А вот с ролью Робинзона, пьянчужки, артиста Аркадия Несчастливцева, перекочевавшего в «Бесприданницу» из «Леса», случился, по моему мнению, необратимый процесс. При прочтении пьесы этот персонаж не вызвал у меня никаких положительных эмоций. Наоборот: я порой даже досадовал — зачем он болтается на страницах такой превосходной пьесы! Я понимал, что он введен Островским не только для того, чтобы посмешить публику, юмором оттенить трагизм ситуаций (хотя и для этого тоже!). Автор хотел показать еще одну жертву, еще одного униженного и оскорбленного. Но помимо этого Робинзон был необходим еще и для двух важных сюжетных ситуаций. Именно он спаивает Карандышева во время обеда, и он же сообщает Юлию Капитоновичу о том, что Кнуров с Вожеватовым «разыграли» Ларису в орлянку.
Классическое произведение всегда многослойно, глубоко, многомерно. Поэтому оно и является классикой. Каждое поколение находит в нем что-то такое, что близко именно ему. Недаром так разнятся трактовки и интерпретации классических шедевров в разное время. Каждая эпоха — а ведь инсценировщик, экранизатор, постановщик всегда выразитель в первую очередь своего времени — извлекает именно то, что созвучно, и отсекает то, что устарело или же чуждо.
И вот с Робинзоном в нашей экранизации случилось именно это отсечение. Шутки этого персонажа мне казались устаревшими и несмешными. Я начал их безбожно сокращать. Кроме того, в наши дни очень изменился взгляд на саму профессию актера. У нас актеры — люди уважаемые, признанные, любимые. Взгляд на артиста как на шута, как на почти крепостное существо, небрежение к этой специальности умерли. Мне казалось также, что линия Робинзона находится на периферии главной истории и не должна отнимать метраж у центральных героев.
Из сюжетных функций персонажа была важна только одна — спаивание Карандышева. Сцена, в которой Робинзон оповещает незадачливого жениха об орлянке, была сделана Островским сугубо в традиции театральной драматургии, и это естественно. Мне казалось, в кинематографическом варианте получится более сильно и впечатляюще, если Карандышев сам, а не с чужих слов сможет убедиться в аморальном поведении Кнурова и Вожеватова. Ведь вскоре за этим раздастся его выстрел. Так вот и получилось, что роль Робинзона, несмотря на то что я пригласил чудесного Георгия Буркова, свелась к маленькому эпизоду.
Я понимаю, что изменением пропорций ролей я нарушил архитектонику пьесы, как бы откорректировал замысел Островского. Но это было естественно при переводе с театрального языка на кинематографический, при переложении манеры повествования, свойственной прошлому столетию, на современный стиль рассказа…

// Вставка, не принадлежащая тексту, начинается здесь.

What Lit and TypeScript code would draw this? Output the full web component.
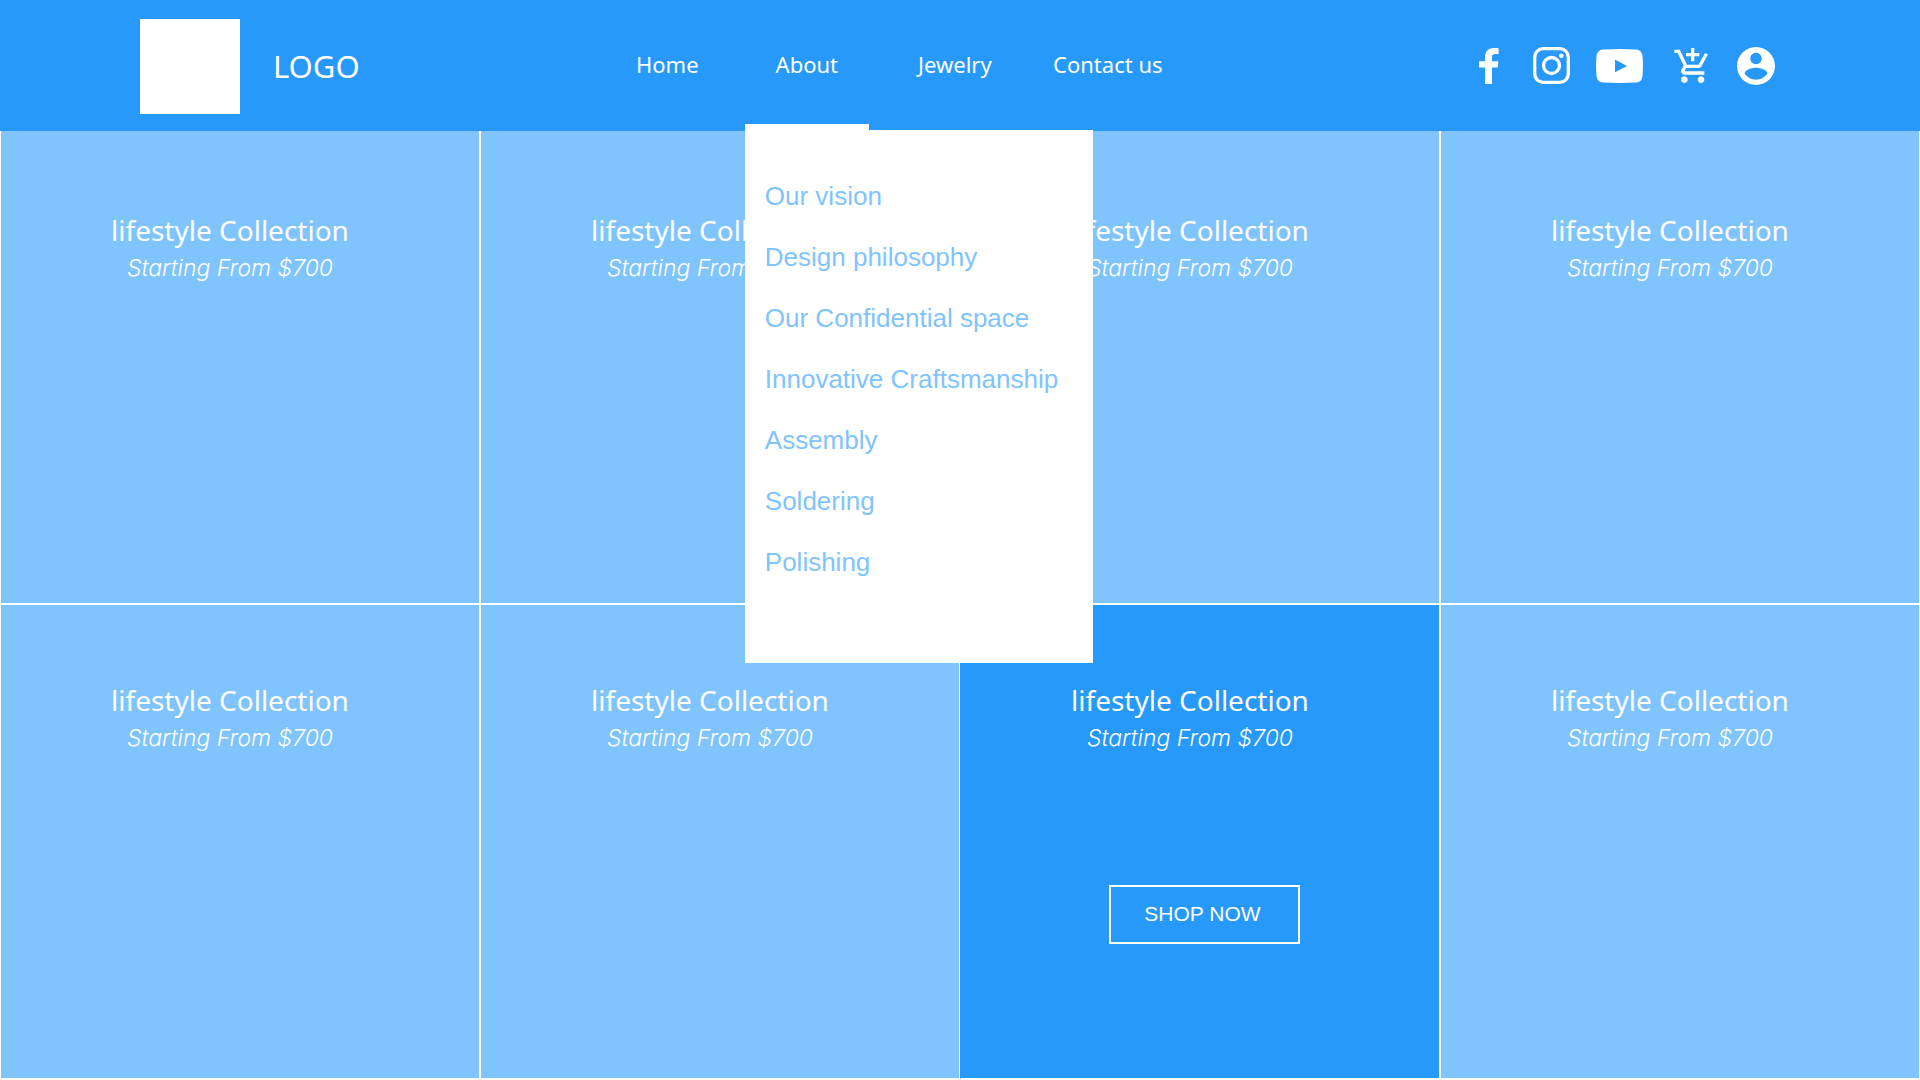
import { LitElement, html, css, svg, nothing } from "lit";
import { customElement, property, state } from "lit/decorators.js";
import { classMap } from "lit/directives/class-map.js";

interface Collection {
  title: string;
  price: string;
  featured?: boolean;
}

const ABOUT_LINKS = [
  "Our vision",
  "Design philosophy",
  "Our Confidential space",
  "Innovative Craftsmanship",
  "Assembly",
  "Soldering",
  "Polishing",
];

const COLLECTIONS: Collection[] = Array.from({ length: 8 }, (_, i) => ({
  title: "lifestyle Collection",
  price: "Starting From $700",
  featured: i === 6,
}));

const ICONS = [
  {
    label: "Facebook",
    box: "0 0 36 36",
    width: 36,
    height: 36,
    shape: svg`<path d="M14 36V19.500H8V13.200H14V9.500C14 3.500 17.300 0 22.500 0C24.800 0 26.800 .2 27.600 .4V6.100H24.200C21.600 6.100 21 7.400 21 9.200V13.200H27.400L26.600 19.500H21V36Z"/>`,
  },
  {
    label: "Instagram",
    box: "0 0 37 37",
    width: 37,
    height: 37,
    shape: svg`<rect x="1.700" y="1.700" width="33.600" height="33.600" rx="8.500" fill="none" stroke="currentColor" stroke-width="3.300"/><circle cx="18.500" cy="18.500" r="8" fill="none" stroke="currentColor" stroke-width="3.300"/><circle cx="28.300" cy="8.700" r="2.300"/>`,
  },
  {
    label: "YouTube",
    box: "0 0 47 34",
    width: 47,
    height: 34,
    shape: svg`<path fill-rule="evenodd" d="M7 .5Q23.500 -.4 40 .5Q45.800 1 46.500 7Q47.400 17 46.500 27Q45.800 33 40 33.500Q23.500 34.400 7 33.500Q1.200 33 .5 27Q-.4 17 .5 7Q1.200 1 7 .5ZM19 10.500V23.300L31 16.900Z"/>`,
  },
  {
    label: "Add to cart",
    box: "-2.2 1 25.2 21",
    width: 42,
    height: 35,
    shape: svg`<path d="M11 9h2V6h3V4h-3V1h-2v3H8v2h3v3zm-4 9c-1.1 0-1.990.9-1.990 2S5.900 22 7 22s2-.9 2-2-.9-2-2-2zm10 0c-1.100 0-1.990.9-1.990 2s.89 2 1.990 2 2-.9 2-2-.9-2-2-2zm-9.830-3.250l.03-.12.9-1.630h7.450c.75 0 1.410-.41 1.750-1.030l3.860-7.010L19.420 4h-.01l-1.100 2-2.760 5H8.530l-.13-.27L6.160 6l-.95-2-.94-2H1v2h2l3.600 7.590-1.350 2.450c-.16.28-.25.61-.25.96 0 1.100.9 2 2 2h12v-2H7.420c-.13 0-.25-.11-.25-.25z"/>`,
  },
  {
    label: "Account",
    box: "2 2 20 20",
    width: 38,
    height: 38,
    shape: svg`<path d="M12 2C6.480 2 2 6.480 2 12s4.480 10 10 10 10-4.480 10-10S17.520 2 12 2zm0 3c1.660 0 3 1.340 3 3s-1.340 3-3 3-3-1.340-3-3 1.340-3 3-3zm0 14.200c-2.500 0-4.710-1.280-6-3.220.03-1.990 4-3.080 6-3.080 1.990 0 5.970 1.090 6 3.080-1.290 1.940-3.500 3.220-6 3.220z"/>`,
  },
];

@customElement("site-header")
class SiteHeader extends LitElement {
  @state() private open = true;

  static styles = css`
    :host {
      display: block;
      position: relative;
      z-index: 1;
      background: #2699fb;
      color: #fff;
      font-family: "Noto Sans", sans-serif;
    }
    .bar {
      display: grid;
      grid-template-columns: minmax(max-content, 28%) auto 1fr;
      align-items: center;
      min-height: 131px;
      padding: 0 145px 0 140px;
      box-sizing: border-box;
    }
    a,
    button {
      color: inherit;
      text-decoration: none;
      font: inherit;
    }
    .brand {
      display: flex;
      align-items: center;
      gap: 33px;
      justify-self: start;
      padding-top: 2px;
      font-size: 31px;
      line-height: 44px;
    }
    .mark {
      width: 100px;
      height: 95px;
      background: #fff;
    }
    .wordmark {
      padding-bottom: 2px;
    }
    .nav {
      display: grid;
      grid-template-columns: 139px 140px 156px 150px;
      justify-items: center;
      align-self: stretch;
      font-size: 22px;
      line-height: 30px;
    }
    .item {
      display: flex;
      align-items: center;
      justify-content: center;
      position: relative;
      padding-bottom: 4px;
      white-space: nowrap;
    }
    .dropdown {
      width: 124px;
    }
    .toggle {
      align-self: stretch;
      flex: 1;
      padding: 0;
      border: 0;
      background: none;
      cursor: pointer;
    }
    .dropdown.open::after {
      content: "";
      position: absolute;
      left: 0;
      right: 0;
      bottom: 0;
      height: 7px;
      background: #fff;
    }
    .menu {
      position: absolute;
      top: 130px;
      left: 0;
      width: 348px;
      box-sizing: border-box;
      margin: 0;
      padding: 36px 20px 70px;
      list-style: none;
      background: #fff;
      color: #7fc4fd;
      font-family: "Liberation Sans", Arial, sans-serif;
      font-size: 26px;
      line-height: 61px;
    }
    .menu a {
      display: block;
    }
    .social {
      display: flex;
      align-items: center;
      justify-self: end;
      gap: 26px;
    }
    .social a,
    .social svg {
      display: block;
    }
  `;

  render() {
    return html`
      <header class="bar">
        <a class="brand" href="#"><span class="mark"></span><span class="wordmark">LOGO</span></a>
        <nav class="nav">
          <a class="item" href="#home">Home</a>
          <div class=${classMap({ item: true, dropdown: true, open: this.open })}>
            <button
              class="toggle"
              aria-expanded=${this.open ? "true" : "false"}
              @click=${() => (this.open = !this.open)}
            >About</button>
            ${this.open
              ? html`<ul class="menu">
                  ${ABOUT_LINKS.map((t) => html`<li><a href="#about">${t}</a></li>`)}
                </ul>`
              : nothing}
          </div>
          <a class="item" href="#jewelry">Jewelry</a>
          <a class="item" href="#contact">Contact us</a>
        </nav>
        <div class="social">
          ${ICONS.map(
            (i) => html`<a href="#" aria-label=${i.label}>
              <svg viewBox=${i.box} width=${i.width} height=${i.height} fill="currentColor" aria-hidden="true">${i.shape}</svg>
            </a>`
          )}
        </div>
      </header>
    `;
  }
}

@customElement("collection-card")
class CollectionCard extends LitElement {
  @property({ attribute: false }) item!: Collection;

  static styles = css`
    :host {
      display: flex;
    }
    .card {
      flex: 1;
      display: flex;
      flex-direction: column;
      align-items: center;
      box-sizing: border-box;
      padding: var(--card-inset, 75px) 20px 20px 0;
      border: 1px solid #fff;
      background: #7fc4fd;
      color: #fff;
    }
    .featured {
      background: #2699fb;
      border-left-color: #2699fb;
    }
    .title {
      margin: 0;
      font: 400 28px/40px "Noto Sans", sans-serif;
    }
    .price {
      margin: 0;
      font: italic 300 23px/36px Inter, sans-serif;
    }
    .shop {
      margin: 129px 0 0 29px;
      padding: 0 37px 2px 33px;
      border: 2px solid #fff;
      background: none;
      color: inherit;
      font: 400 21px/53px "Liberation Sans", Arial, sans-serif;
      cursor: pointer;
    }
  `;

  render() {
    const { title, price, featured } = this.item;
    return html`
      <article class=${classMap({ card: true, featured: !!featured })}>
        <h2 class="title">${title}</h2>
        <p class="price">${price}</p>
        ${featured ? html`<button class="shop">SHOP NOW</button>` : nothing}
      </article>
    `;
  }
}

@customElement("app-root")
class AppRoot extends LitElement {
  static styles = css`
    :host {
      display: block;
      background: #fff;
    }
    .grid {
      display: grid;
      grid-template-columns: repeat(4, 1fr);
      grid-auto-rows: minmax(calc((100vh - 130px) / 2), auto);
      margin-top: -2px;
    }
    .top {
      --card-inset: 80px;
    }
  `;

  render() {
    return html`
      <site-header></site-header>
      <main class="grid">
        ${COLLECTIONS.map(
          (c, i) => html`<collection-card class=${classMap({ top: i < 4 })} .item=${c}></collection-card>`
        )}
      </main>
    `;
  }
}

Хотелось показать жизнь большого волжского города конца прошлого века, развернуть перед зрителем широкую панораму мест действия. Кроме того, конкретизируя персонажей, надо было уточнить, а кое-кому и придумать род занятий. Так, Карандышев, о котором из авторской ремарки было известно, что он «небогатый чиновник», стал у нас почтовым служащим. Это дало нам дополнительные сценарные возможности. Вожеватов, «один из представителей богатой торговой фирмы», все время хочет откупить у Паратова «Ласточку». Значит, он, скорее всего, как и Паратов, судохозяин. Таким образом, часть действия можно было перенести на дебаркадеры, в банк, на вокзал железной дороги, на пароход, на улицы Бряхимова, в порт. А если учесть, что у Островского заданы были и дом Огудаловых, и кафе, и набережная, и квартира Карандышева, то в результате в сценарии появился довольно богатый «ассортимент» мест, где разворачивались события. В результате драматургическую конструкцию сценария можно (конечно, условно!) изобразить так: вначале шли широкие спирали сюжета, потом они сужались, как бы убыстряясь, создавая душное предощущение несчастья, а потом, еще более ускоряясь, переходили в тугой эмоциональный штопор и заканчивались катастрофической точкой.

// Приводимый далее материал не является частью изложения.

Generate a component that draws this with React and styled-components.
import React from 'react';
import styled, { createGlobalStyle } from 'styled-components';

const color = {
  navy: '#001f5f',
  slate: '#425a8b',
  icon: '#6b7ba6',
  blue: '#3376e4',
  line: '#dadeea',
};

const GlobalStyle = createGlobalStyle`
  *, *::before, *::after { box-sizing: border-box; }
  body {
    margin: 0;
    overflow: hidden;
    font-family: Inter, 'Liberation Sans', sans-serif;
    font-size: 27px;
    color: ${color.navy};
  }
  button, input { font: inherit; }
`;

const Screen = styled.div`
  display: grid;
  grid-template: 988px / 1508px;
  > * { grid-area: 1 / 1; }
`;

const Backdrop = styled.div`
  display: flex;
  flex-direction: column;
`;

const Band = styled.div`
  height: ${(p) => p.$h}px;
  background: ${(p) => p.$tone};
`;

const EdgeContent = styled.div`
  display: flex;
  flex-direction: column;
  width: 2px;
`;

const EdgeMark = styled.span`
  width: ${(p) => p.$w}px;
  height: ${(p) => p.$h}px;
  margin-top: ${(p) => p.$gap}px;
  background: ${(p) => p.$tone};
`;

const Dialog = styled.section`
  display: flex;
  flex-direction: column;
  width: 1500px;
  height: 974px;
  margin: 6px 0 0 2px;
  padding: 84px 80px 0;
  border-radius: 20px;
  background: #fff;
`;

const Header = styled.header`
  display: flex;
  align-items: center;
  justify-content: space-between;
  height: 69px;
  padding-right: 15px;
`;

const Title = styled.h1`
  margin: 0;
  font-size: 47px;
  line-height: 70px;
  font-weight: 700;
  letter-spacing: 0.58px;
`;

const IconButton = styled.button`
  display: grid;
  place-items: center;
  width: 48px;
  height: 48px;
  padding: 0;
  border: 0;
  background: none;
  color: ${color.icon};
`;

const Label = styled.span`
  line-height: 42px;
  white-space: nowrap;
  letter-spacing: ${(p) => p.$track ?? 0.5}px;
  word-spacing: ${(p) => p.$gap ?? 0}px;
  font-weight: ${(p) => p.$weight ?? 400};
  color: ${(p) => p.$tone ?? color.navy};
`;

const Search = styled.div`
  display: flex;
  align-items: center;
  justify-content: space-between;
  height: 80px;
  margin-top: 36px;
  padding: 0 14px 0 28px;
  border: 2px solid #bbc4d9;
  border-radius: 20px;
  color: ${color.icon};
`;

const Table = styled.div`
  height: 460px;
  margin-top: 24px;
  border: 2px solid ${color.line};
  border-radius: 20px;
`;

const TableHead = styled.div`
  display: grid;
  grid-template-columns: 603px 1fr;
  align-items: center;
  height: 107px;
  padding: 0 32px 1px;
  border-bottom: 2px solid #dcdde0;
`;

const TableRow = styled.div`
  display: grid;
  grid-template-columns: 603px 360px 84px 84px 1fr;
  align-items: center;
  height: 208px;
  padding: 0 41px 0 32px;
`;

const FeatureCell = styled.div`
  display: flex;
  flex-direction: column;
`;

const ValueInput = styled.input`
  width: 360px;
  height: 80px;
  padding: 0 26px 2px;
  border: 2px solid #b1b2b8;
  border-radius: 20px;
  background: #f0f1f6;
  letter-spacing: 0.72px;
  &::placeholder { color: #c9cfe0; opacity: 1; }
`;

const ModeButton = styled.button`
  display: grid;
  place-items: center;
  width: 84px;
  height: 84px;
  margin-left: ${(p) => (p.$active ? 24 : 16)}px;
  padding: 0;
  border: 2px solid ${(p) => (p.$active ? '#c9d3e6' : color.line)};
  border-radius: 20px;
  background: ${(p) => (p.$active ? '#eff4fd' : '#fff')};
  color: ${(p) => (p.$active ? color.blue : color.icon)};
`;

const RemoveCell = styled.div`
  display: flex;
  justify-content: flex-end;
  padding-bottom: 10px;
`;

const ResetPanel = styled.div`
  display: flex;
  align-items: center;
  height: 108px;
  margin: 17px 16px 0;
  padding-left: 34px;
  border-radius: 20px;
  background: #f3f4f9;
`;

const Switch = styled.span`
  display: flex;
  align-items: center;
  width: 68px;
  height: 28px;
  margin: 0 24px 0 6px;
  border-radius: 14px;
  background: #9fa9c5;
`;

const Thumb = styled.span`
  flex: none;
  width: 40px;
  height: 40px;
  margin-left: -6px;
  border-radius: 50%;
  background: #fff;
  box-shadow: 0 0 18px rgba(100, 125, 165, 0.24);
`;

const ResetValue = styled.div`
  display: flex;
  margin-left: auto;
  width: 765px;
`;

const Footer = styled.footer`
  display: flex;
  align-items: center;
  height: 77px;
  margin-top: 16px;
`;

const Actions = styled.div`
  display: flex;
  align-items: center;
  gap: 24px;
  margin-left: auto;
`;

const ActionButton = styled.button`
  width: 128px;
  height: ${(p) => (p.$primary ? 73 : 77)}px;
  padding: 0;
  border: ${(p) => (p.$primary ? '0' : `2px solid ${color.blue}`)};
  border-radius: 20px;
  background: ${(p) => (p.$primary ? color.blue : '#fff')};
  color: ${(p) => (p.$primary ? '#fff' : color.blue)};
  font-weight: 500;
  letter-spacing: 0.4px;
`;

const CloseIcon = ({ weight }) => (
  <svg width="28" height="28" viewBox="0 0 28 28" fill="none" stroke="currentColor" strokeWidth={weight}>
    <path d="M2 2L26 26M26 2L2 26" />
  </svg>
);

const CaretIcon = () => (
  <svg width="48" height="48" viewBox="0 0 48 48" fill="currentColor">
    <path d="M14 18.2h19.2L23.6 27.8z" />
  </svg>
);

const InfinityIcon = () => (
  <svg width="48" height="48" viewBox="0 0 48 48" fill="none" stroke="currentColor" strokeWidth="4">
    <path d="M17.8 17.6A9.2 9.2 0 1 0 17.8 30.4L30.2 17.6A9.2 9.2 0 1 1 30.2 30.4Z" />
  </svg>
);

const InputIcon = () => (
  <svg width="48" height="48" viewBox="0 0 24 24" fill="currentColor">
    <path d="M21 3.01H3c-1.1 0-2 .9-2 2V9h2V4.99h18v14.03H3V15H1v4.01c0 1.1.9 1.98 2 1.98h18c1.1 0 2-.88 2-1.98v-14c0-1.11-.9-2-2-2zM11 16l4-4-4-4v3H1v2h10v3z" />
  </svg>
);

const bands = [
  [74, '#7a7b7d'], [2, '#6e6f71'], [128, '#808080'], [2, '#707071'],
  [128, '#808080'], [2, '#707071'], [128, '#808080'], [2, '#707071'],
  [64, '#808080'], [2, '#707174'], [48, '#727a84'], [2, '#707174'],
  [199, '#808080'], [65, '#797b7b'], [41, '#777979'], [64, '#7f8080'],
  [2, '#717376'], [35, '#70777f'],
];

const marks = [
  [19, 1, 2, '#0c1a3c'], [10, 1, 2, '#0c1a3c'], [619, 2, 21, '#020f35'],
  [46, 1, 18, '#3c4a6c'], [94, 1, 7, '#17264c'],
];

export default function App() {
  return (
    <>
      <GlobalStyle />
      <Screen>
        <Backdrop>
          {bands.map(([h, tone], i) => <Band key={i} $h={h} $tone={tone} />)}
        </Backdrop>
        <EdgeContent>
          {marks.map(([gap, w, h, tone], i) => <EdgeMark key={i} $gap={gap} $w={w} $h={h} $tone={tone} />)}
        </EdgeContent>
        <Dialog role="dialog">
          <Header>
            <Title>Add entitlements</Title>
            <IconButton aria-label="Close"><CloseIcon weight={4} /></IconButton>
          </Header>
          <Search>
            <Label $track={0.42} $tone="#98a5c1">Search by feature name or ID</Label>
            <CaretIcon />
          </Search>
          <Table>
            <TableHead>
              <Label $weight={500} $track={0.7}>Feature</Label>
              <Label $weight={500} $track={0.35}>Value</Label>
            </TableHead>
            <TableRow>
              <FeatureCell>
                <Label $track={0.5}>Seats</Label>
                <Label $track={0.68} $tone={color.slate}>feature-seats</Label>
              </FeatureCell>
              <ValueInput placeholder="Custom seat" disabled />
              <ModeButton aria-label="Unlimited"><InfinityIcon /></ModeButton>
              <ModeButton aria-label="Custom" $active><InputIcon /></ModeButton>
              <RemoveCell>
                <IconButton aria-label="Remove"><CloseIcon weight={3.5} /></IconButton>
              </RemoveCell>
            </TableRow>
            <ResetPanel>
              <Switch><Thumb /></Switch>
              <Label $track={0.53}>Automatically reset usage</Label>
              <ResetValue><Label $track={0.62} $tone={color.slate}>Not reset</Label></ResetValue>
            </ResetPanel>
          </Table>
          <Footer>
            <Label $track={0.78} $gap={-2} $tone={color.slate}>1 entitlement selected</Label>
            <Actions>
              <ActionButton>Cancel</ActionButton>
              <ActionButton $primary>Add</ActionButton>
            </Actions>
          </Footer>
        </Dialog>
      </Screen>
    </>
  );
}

Надо сказать еще об одной особенности. Во времена Островского подтекста, в современном его понимании, в драматургических произведениях еще не существовало. Подтекст, как известно, ввел в свои пьесы А.П. Чехов. Наши фразы, речь, слова, которые мы произносим, отнюдь не всегда адекватны нашим чувствам, мыслям, поступкам. Слова часто являются защитным приспособлением, помогающим скрыть свои подлинные настроения. Потому-то так сложны оказались в первое время для реализации на сцене чеховские пьесы.
Я, признаюсь, боялся, что естественная для той эпохи форма диалога послужит препятствием для создания картины, которая обязана звучать современно и быть близкой нынешним людям. Однако оттого, что усекалась свойственная театральным произведениям многоречивость героев, от введения пауз (в особенности в сценах, где происходила реконструкция прошлых событий) в диалогах начал появляться подтекст.